There's nothing that sets my teeth on edge like reading this kind of misinformed garbage, which appeared in today's Philadelphia Inquirer, in an article profiling Philadelphia author Shawn McBride, who sold his debut novel Green Grass Grace without the benefit of influence or connections or access to "literary watering holes." He just found the names of some agents, wrote a great query letter, got an agent interested, and sold his book two weeks later. An anomaly! A miracle! A Cinderella story! Who'd have ever thunk it?

Except that's how it happens for lots of writers -- including me.

I've written about this extensively in the "For Writers" section on my website, but I think it's worth revisiting, since I'm sure that anyone who reads today's Inquirer and doesn't know other editors or writers, and wouldn't be able to find a literary watering hole with a map and a Sherpa to guide her is going to come away unnecessarily discouraged.

When I wrote GOOD IN BED, I was working full-time as a reporter in Philadelphia. I wasn't hanging out in New York. I didn't know any agents or editors.
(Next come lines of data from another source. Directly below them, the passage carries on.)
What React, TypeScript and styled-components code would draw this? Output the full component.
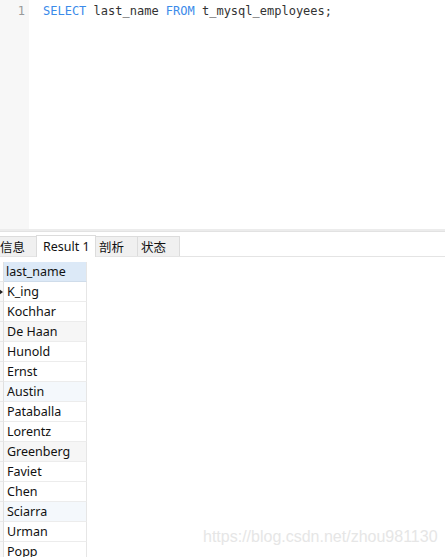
import React from "react";
import styled, { createGlobalStyle } from "styled-components";

const GlobalStyle = createGlobalStyle`
	html, body {
		margin: 0;
		padding: 0;
		background: #ffffff;
	}
	body {
		width: 445px;
		height: 557px;
		overflow: hidden;
		font-family: "Noto Sans", "Noto Sans CJK SC", sans-serif;
	}
`;

const Page = styled.div`
	position: relative;
	display: flex;
	flex-direction: column;
	width: 445px;
	height: 557px;
	overflow: hidden;
	background: #ffffff;

	& > * {
		flex-shrink: 0;
	}
`;

const Editor = styled.div`
	display: flex;
	height: 229px;
`;

const Gutter = styled.div`
	width: 29px;
	background: #f7f7f7;
	color: #999999;
	font-family: "DejaVu Sans Mono", monospace;
	font-size: 12px;
	line-height: 22px;
	text-align: right;
	padding-right: 4px;
	box-sizing: border-box;
`;

const Code = styled.div`
	flex: 1;
	padding-left: 14px;
	font-family: "DejaVu Sans Mono", monospace;
	font-size: 12px;
	line-height: 22px;
	color: #333333;
	white-space: pre;
`;

const Keyword = styled.span`
	color: #3b8bea;
`;

const Splitter = styled.div`
	height: 2px;
	background: #ececec;
	border-bottom: 1px solid #e2e2e2;
`;

const TabBar = styled.div`
	display: flex;
	align-items: flex-end;
	height: 22px;
	margin-top: 2px;
	border-bottom: 1px solid #e4e4e4;
`;

const Tab = styled.div<{ $active?: boolean; $width: number; $pad?: number }>`
	width: ${({ $width }) => $width}px;
	height: ${({ $active }) => ($active ? 22 : 20)}px;
	box-sizing: border-box;
	display: flex;
	align-items: center;
	padding-left: ${({ $pad }) => $pad ?? 3}px;
	background: ${({ $active }) => ($active ? "#ffffff" : "#f0f0f0")};
	border: 1px solid #dcdcdc;
	border-bottom: none;
	margin-right: -1px;
	font-size: 12.5px;
	color: #111111;
	margin-bottom: ${({ $active }) => ($active ? -1 : 0)}px;
	position: relative;
`;

const Grid = styled.div`
	display: grid;
	grid-template-columns: 4px 83px;
	margin-top: 5px;
`;

const Indicator = styled.div<{ $header?: boolean }>`
	height: 20px;
	box-sizing: border-box;
	border-bottom: 1px solid #e8e8e8;
	border-right: 1px solid #e0e0e0;
	background: ${({ $header }) => ($header ? "#ffffff" : "#f8f8f8")};
	position: relative;
`;

const Pointer = styled.div`
	position: absolute;
	left: -1px;
	top: 7px;
	width: 0;
	height: 0;
	border-top: 3px solid transparent;
	border-bottom: 3px solid transparent;
	border-left: 4px solid #222222;
`;

const HeaderCell = styled.div`
	height: 20px;
	box-sizing: border-box;
	background: #dce9f7;
	border-bottom: 1px solid #cfdcea;
	border-right: 1px solid #e6e6e6;
	padding-left: 2px;
	font-size: 12.5px;
	line-height: 20px;
	color: #111111;
`;

const Cell = styled.div<{ $tint?: string }>`
	height: 20px;
	box-sizing: border-box;
	background: ${({ $tint }) => $tint || "#ffffff"};
	border-bottom: 1px solid #ececec;
	border-right: 1px solid #e6e6e6;
	padding-left: 3px;
	font-size: 12.5px;
	line-height: 20px;
	color: #111111;
	white-space: nowrap;
`;

const Watermark = styled.div`
	position: absolute;
	left: 203px;
	top: 528px;
	font-family: "Liberation Sans", Arial, sans-serif;
	font-size: 16px;
	color: #e6e6e6;
	white-space: nowrap;
`;

const names = [
	"K_ing",
	"Kochhar",
	"De Haan",
	"Hunold",
	"Ernst",
	"Austin",
	"Pataballa",
	"Lorentz",
	"Greenberg",
	"Faviet",
	"Chen",
	"Sciarra",
	"Urman",
	"Popp",
];

const tintFor = (i: number) => {
	if (i % 3 !== 2) return undefined;
	return i % 6 === 2 ? "#f6f6f6" : "#f4f8fc";
};

const App: React.FC = () => {
	return (
		<Page>
			<GlobalStyle />
			<Editor>
				<Gutter>1</Gutter>
				<Code>
					<Keyword>SELECT</Keyword> last_name <Keyword>FROM</Keyword> t_mysql_employees;
				</Code>
			</Editor>
			<Splitter />
			<TabBar>
				<Tab $width={38} $pad={0} style={{ marginLeft: -1 }}>信息</Tab>
				<Tab $width={60} $pad={6} $active>Result 1</Tab>
				<Tab $width={43}>剖析</Tab>
				<Tab $width={43}>状态</Tab>
			</TabBar>
			<Grid>
				<Indicator $header />
				<HeaderCell>last_name</HeaderCell>
				{names.map((n, i) => (
					<React.Fragment key={n}>
						<Indicator>{i === 0 && <Pointer />}</Indicator>
						<Cell $tint={tintFor(i)}>{n}</Cell>
					</React.Fragment>
				))}
			</Grid>
			<Watermark>https://blog.csdn.net/zhou981130</Watermark>
		</Page>
	);
};

export default App;
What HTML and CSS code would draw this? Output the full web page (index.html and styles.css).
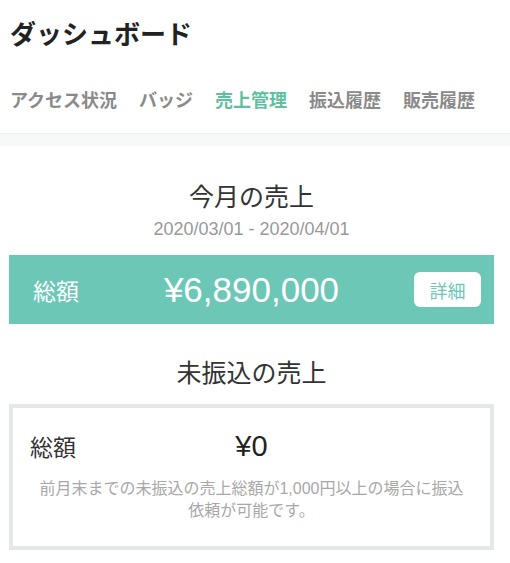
FILE: index.html
```html
<!DOCTYPE html>
<html lang="ja">
<head>
<meta charset="utf-8">
<title>ダッシュボード</title>
<link rel="stylesheet" href="styles.css">
</head>
<body>
<header class="header">
  <h1 class="title">ダッシュボード</h1>
  <nav class="tabs">
    <span class="tab">アクセス状況</span>
    <span class="tab">バッジ</span>
    <span class="tab tab-active">売上管理</span>
    <span class="tab">振込履歴</span>
    <span class="tab">販売履歴</span>
  </nav>
</header>
<div class="divider"></div>
<main class="content">
  <section class="section">
    <h2 class="section-title">今月の売上</h2>
    <p class="period">2020/03/01 - 2020/04/01</p>
    <div class="total-bar">
      <span class="total-label">総額</span>
      <span class="total-amount">¥6,890,000</span>
      <span class="total-action"><button class="detail-btn" type="button">詳細</button></span>
    </div>
  </section>
  <section class="section">
    <h2 class="section-title section-title-2">未振込の売上</h2>
    <div class="unpaid-box">
      <div class="unpaid-row">
        <span class="unpaid-label">総額</span>
        <span class="unpaid-amount">¥0</span>
        <span></span>
      </div>
      <p class="unpaid-note">前月末までの未振込の売上総額が1,000円以上の場合に振込依頼が可能です。</p>
    </div>
  </section>
</main>
</body>
</html>
```

FILE: styles.css
```css
* { box-sizing: border-box; }
html, body { margin: 0; padding: 0; background: #fff; }
body {
  font-family: "Liberation Sans", "Noto Sans CJK JP", sans-serif;
  color: #333;
}
.header {
  padding: 16px 10px 22px;
}
.title {
  margin: 0;
  font-family: "Noto Sans CJK JP", sans-serif;
  font-size: 26px;
  line-height: 34px;
  font-weight: 700;
  color: #222;
}
.tabs {
  margin-top: 37px;
  display: flex;
  gap: 22px;
}
.tab {
  font-family: "Noto Sans CJK JP", sans-serif;
  font-size: 18px;
  line-height: 24px;
  font-weight: 700;
  color: #8a8a8a;
  white-space: nowrap;
}
.tab-active { color: #5fbf9f; }
.divider {
  height: 13px;
  border-top: 1px solid #efefef;
  background: #f7f8f8;
}
.content {
  margin: 0 16px 0 9px;
}
.section { display: flex; flex-direction: column; }
.section-title {
  margin: 31px 0 0;
  text-align: center;
  font-family: "Noto Sans CJK JP", sans-serif;
  font-size: 25px;
  line-height: 36px;
  font-weight: 400;
  color: #333;
}
.section-title-2 { margin-top: 29px; }
.period {
  margin: 4px 0 0;
  text-align: center;
  font-size: 18px;
  line-height: 24px;
  color: #999;
}
.total-bar {
  margin-top: 14px;
  height: 69px;
  background: #6cc7b7;
  display: grid;
  grid-template-columns: 1fr auto 1fr;
  align-items: center;
  padding: 0 13px;
  color: #fff;
}
.total-label {
  margin-left: 11px;
  font-family: "Noto Sans CJK JP", sans-serif;
  font-size: 23px;
  line-height: 30px;
}
.total-amount {
  font-size: 35px;
  line-height: 40px;
}
.total-action { display: flex; justify-content: flex-end; }
.detail-btn {
  width: 67px;
  height: 35px;
  border: none;
  border-radius: 6px;
  background: #fff;
  color: #6cc7b7;
  font-family: "Noto Sans CJK JP", sans-serif;
  font-size: 18px;
  padding: 0;
}
.unpaid-box {
  margin-top: 15px;
  border: 4px solid #e5e8ea;
  padding: 20px 17px 24px;
}
.unpaid-row {
  display: grid;
  grid-template-columns: 1fr auto 1fr;
  align-items: center;
  height: 36px;
}
.unpaid-label {
  font-family: "Noto Sans CJK JP", sans-serif;
  font-size: 23px;
  line-height: 30px;
  color: #333;
}
.unpaid-amount {
  font-size: 29px;
  line-height: 36px;
  color: #222;
}
.unpaid-note {
  margin: 14px 8px 0;
  text-align: center;
  font-size: 16px;
  line-height: 22px;
  color: #a8a8a8;
}
```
When I finished the book, rather than asking around and seeking advice from colleagues who'd been published or well-connected college professors, I just got a book that listed literary agencies, picked twenty-five of them that had represented authors like me or books like mine, wrote what I thought was a funny, concise, compelling query letter, and sent it out.

Now, granted, I might have looked better on paper than McBride, who's a former mailman who had never published anything before. I'd worked at newspapers, I'd sold short stories, I'd taken creative writing classes and studied with big-name authors.

But as far as the New York-centric literary world was concerned, I was just another wannabe petitioning for a place in the slush pile. And still, without calling in a single connection, I eventually landed an agent, and a publishing deal. It took some time and persistence, but it happened...and my first book was eventually sold in four days. Why? Because it doesn't really matter who you are or who you know. What matters is that you've written a good book.

Good books get noticed by agents, get purchased by publishers, and find their way in the world. It doesn't matter whether they're written by Ivy League graduates whose fathers run publishing houses or mailmen with notebooks stuffed in their pockets. The myth that you need the right degree, the right last name, and the right connections to get a book deal is just that -- a myth (and one, I've noticed, that's most fervently embraced by people on the outside of the publishing world....the ones, perhaps, who like to think that if only they had the right connections, they'd be on the best seller list, too). Printing it like it's the gospel truth isn't doing readers, or writers, any favors.